Gestapo
They caught up in their wake millions who should have known better, and few stopped to ask whether an advance towards the promised land led by Goering and Goebbels and organized by Himmler and Heydrich could in cold blood be regarded as desirable. The fathomless German cynicism which separates absolutely political action from private morals was never more manifest than during the spring and summer of 1933. It prepared the way for all that was to come.
    By autumn the new police were controlling the levers of a State organization which had been completely transformed. While Rudolf Diels, at the head of the infant Gestapo in Berlin, was conducting the fight for his owncareer in a welter of intrigue and violence, while the Gestapo itself was being used partly as a weapon in this fight, partly as a private weapon by Goering, partly to establish a dark, secret terror over Prussia—which ran parallel with, but much deeper than, the spectacular terror of the S.A.—Himmler and Heydrich waited and planned in Munich.
    With Daluege in Berlin they already had a hold on Prussia through their S.S. cohorts, now very much a power in the land, and infiltrating every Government office.
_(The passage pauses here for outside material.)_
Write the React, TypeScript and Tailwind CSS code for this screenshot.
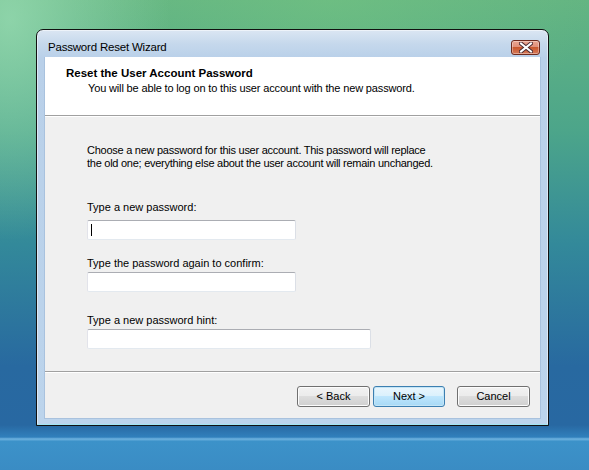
import React from "react";

const font = { fontFamily: '"Liberation Sans", Arial, sans-serif' };

function CloseButton() {
  return (
    <div className="absolute right-[8px] top-[10px] w-[29px] h-[15px] rounded-[3px] border border-[#6e2a1e] bg-[linear-gradient(to_bottom,#eba591_0%,#e0907a_45%,#c9582f_50%,#d67a5a_100%)] flex items-center justify-center shadow-[inset_0_0_0_1px_rgba(255,255,255,0.35)]">
      <svg width="14" height="11" viewBox="0 0 14 11">
        <path
          d="M2 1.5 L12 9.5 M12 1.5 L2 9.5"
          stroke="#4a2a30"
          strokeWidth="4"
          strokeLinecap="square"
        />
        <path
          d="M2 1.5 L12 9.5 M12 1.5 L2 9.5"
          stroke="#ffffff"
          strokeWidth="2"
          strokeLinecap="square"
        />
      </svg>
    </div>
  );
}

function Field({
  label,
  width,
  gap,
  cursor,
}: {
  label: string;
  width: string;
  gap: string;
  cursor?: boolean;
}) {
  return (
    <div className="flex flex-col">
      <span className="text-[11px] leading-[13px] text-black">{label}</span>
      <div
        className={`relative ${gap} h-[20px] ${width} rounded-[2px] bg-white border border-t-[#abadb3] border-l-[#e2e3ea] border-r-[#dbdfe6] border-b-[#e3e9ef]`}
      >
        {cursor && <div className="absolute left-[3px] top-[3px] w-px h-[12px] bg-black" />}
      </div>
    </div>
  );
}

function Button({ children, primary, className }: { children: React.ReactNode; primary?: boolean; className?: string }) {
  return primary ? (
    <button className={`w-[72px] h-[21px] rounded-[3px] border border-[#3c7fb1] bg-[linear-gradient(to_bottom,#eaf6fd_0%,#d9f0fc_50%,#bee6fd_50%,#a7d9f5_100%)] shadow-[inset_0_0_0_1px_#c4e5f6] text-[11px] text-black ${className ?? ""}`}>
      {children}
    </button>
  ) : (
    <button className={`w-[73px] h-[21px] rounded-[3px] border border-[#707070] bg-[linear-gradient(to_bottom,#f2f2f2_0%,#ebebeb_50%,#dddddd_50%,#cfcfcf_100%)] shadow-[inset_0_0_0_1px_#fcfcfc] text-[11px] text-black ${className ?? ""}`}>
      {children}
    </button>
  );
}

export default function App() {
  return (
    <div
      style={font}
      className="relative w-[589px] h-[470px] overflow-hidden bg-[radial-gradient(ellipse_160px_220px_at_10px_20px,rgba(160,225,185,0.7),transparent),radial-gradient(ellipse_260px_160px_at_330px_0px,rgba(120,200,130,0.45),transparent),linear-gradient(to_bottom,#64b582_0%,#4ca58a_28%,#33899a_52%,#2869a0_78%,#2868a2_90.4%,#3080bc_93%,#70b4e0_93.4%,#3c92c9_93.9%,#3a8cc4_100%)]"
    >
      {/* window */}
      <div className="absolute left-[36px] top-[29px] w-[513px] h-[397px] rounded-t-[7px] border border-[#111] bg-[linear-gradient(to_bottom,#dbe6f3_0px,#c5d8ec_14px,#b9d0e9_28px,#bcd4ec_100%)] flex flex-col shadow-[inset_0_0_0_1px_rgba(255,255,255,0.5),inset_0_-1px_0_#45c8e6]">
        <div className="relative h-[27px] shrink-0 flex items-start pt-[11px] pl-[11px] text-[11.5px] leading-[13px] tracking-[-0.2px] text-black">
          <span>Password Reset Wizard</span>
          <CloseButton />
        </div>
        <div className="flex-1 mx-[7px] mb-[6px] bg-[#f0f0f0] flex flex-col border border-[#a9c2de] border-t-0">
          {/* header */}
          <div className="h-[59px] shrink-0 bg-white pl-[21px] pt-[9px] border-b border-[#a0a0a0]">
            <div className="text-[11.5px] leading-[14px] font-bold text-black">Reset the User Account Password</div>
            <div className="pl-[22px] mt-[1px] text-[11px] leading-[14px] tracking-[-0.15px] text-black">
              You will be able to log on to this user account with the new password.
            </div>
          </div>
          {/* body */}
          <div className="flex-1 border-t border-white pl-[42px] pt-[27px] flex flex-col">
            <p className="text-[11px] leading-[13px] text-black tracking-[-0.26px]">
              Choose a new password for this user account. This password will replace
              <br />
              the old one; everything else about the user account will remain unchanged.
            </p>
            <div className="mt-[31px] flex flex-col">
              <Field label="Type a new password:" width="w-[209px]" gap="mt-[6px]" cursor />
              <div className="mt-[17px]">
                <Field label="Type the password again to confirm:" width="w-[209px]" gap="mt-[2px]" />
              </div>
              <div className="mt-[22px]">
                <Field label="Type a new password hint:" width="w-[284px]" gap="mt-[2px]" />
              </div>
            </div>
          </div>
          {/* footer */}
          <div className="h-[47px] shrink-0 border-t border-[#a0a0a0] flex items-start justify-end pr-[10px] pt-[14px] shadow-[inset_0_1px_0_#ffffff]">
            <Button className="mr-[3px]">&lt; Back</Button>
            <Button primary className="mr-[12px]">Next &gt;</Button>
            <Button>Cancel</Button>
          </div>
        </div>
      </div>
    </div>
  );
}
And when in October, 1933, the last restraints to the Nazi revolution were finally broken down and Hitler became in effect dictator of the Reich, it seemed the most natural thing in the world to centralize the various police forces in their political aspects on the Himmler machine.
    In the next three months this was done, and the German people fearfully watched the rise of a new star in their midst—until, in early 1934, Heinrich Himmler had become, step by step, Chief of Political Police throughout the whole of Germany, except in Prussia. Himmler’s Political Police was modeled on Goering’s Gestapo—but with a difference: it was monolithic. It did not have to fight the S.S.—because it was the S.S. It could devote itself with single-mindedness to the task of smashing the S.A. and winning for itself the physical power upon which Hitler was to rest. It could devote itself to this task with all the more freedom since in the first year of the revolution the general political opposition had been broken—largely by the S.A.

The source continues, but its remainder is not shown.